Problem>
Set down each record exactly as written.

Rows from a dataset of pages and code:

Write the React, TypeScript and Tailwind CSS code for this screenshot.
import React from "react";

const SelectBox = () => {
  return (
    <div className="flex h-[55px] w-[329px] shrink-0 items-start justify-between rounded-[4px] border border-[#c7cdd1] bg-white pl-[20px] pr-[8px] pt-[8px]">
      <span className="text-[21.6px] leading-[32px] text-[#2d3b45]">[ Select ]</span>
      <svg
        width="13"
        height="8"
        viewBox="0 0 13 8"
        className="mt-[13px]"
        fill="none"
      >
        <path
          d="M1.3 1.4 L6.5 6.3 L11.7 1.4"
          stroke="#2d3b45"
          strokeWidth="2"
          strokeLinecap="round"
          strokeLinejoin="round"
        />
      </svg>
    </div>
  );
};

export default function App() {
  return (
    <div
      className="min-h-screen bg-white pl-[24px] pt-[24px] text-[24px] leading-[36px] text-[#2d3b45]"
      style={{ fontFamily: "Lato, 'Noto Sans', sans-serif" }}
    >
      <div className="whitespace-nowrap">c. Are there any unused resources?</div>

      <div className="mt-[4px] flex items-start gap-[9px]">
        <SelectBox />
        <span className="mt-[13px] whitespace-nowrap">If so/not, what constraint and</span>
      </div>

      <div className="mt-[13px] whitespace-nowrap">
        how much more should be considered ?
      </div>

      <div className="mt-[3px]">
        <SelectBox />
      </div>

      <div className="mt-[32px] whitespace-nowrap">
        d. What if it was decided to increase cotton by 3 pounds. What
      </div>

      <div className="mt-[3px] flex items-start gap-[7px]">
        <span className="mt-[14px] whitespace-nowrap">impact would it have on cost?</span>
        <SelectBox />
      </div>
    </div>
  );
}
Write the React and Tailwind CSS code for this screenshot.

Correct output>
Write the React, TypeScript and Tailwind CSS code for this screenshot.
import React from "react";

const SelectBox = () => {
  return (
    <div className="flex h-[55px] w-[329px] shrink-0 items-start justify-between rounded-[4px] border border-[#c7cdd1] bg-white pl-[20px] pr-[8px] pt-[8px]">
      <span className="text-[21.6px] leading-[32px] text-[#2d3b45]">[ Select ]</span>
      <svg
        width="13"
        height="8"
        viewBox="0 0 13 8"
        className="mt-[13px]"
        fill="none"
      >
        <path
          d="M1.3 1.4 L6.5 6.3 L11.7 1.4"
          stroke="#2d3b45"
          strokeWidth="2"
          strokeLinecap="round"
          strokeLinejoin="round"
        />
      </svg>
    </div>
  );
};

export default function App() {
  return (
    <div
      className="min-h-screen bg-white pl-[24px] pt-[24px] text-[24px] leading-[36px] text-[#2d3b45]"
      style={{ fontFamily: "Lato, 'Noto Sans', sans-serif" }}
    >
      <div className="whitespace-nowrap">c. Are there any unused resources?</div>

      <div className="mt-[4px] flex items-start gap-[9px]">
        <SelectBox />
        <span className="mt-[13px] whitespace-nowrap">If so/not, what constraint and</span>
      </div>

      <div className="mt-[13px] whitespace-nowrap">
        how much more should be considered ?
      </div>

      <div className="mt-[3px]">
        <SelectBox />
      </div>

      <div className="mt-[32px] whitespace-nowrap">
        d. What if it was decided to increase cotton by 3 pounds. What
      </div>

      <div className="mt-[3px] flex items-start gap-[7px]">
        <span className="mt-[14px] whitespace-nowrap">impact would it have on cost?</span>
        <SelectBox />
      </div>
    </div>
  );
}
Write the React and Tailwind CSS code for this screenshot.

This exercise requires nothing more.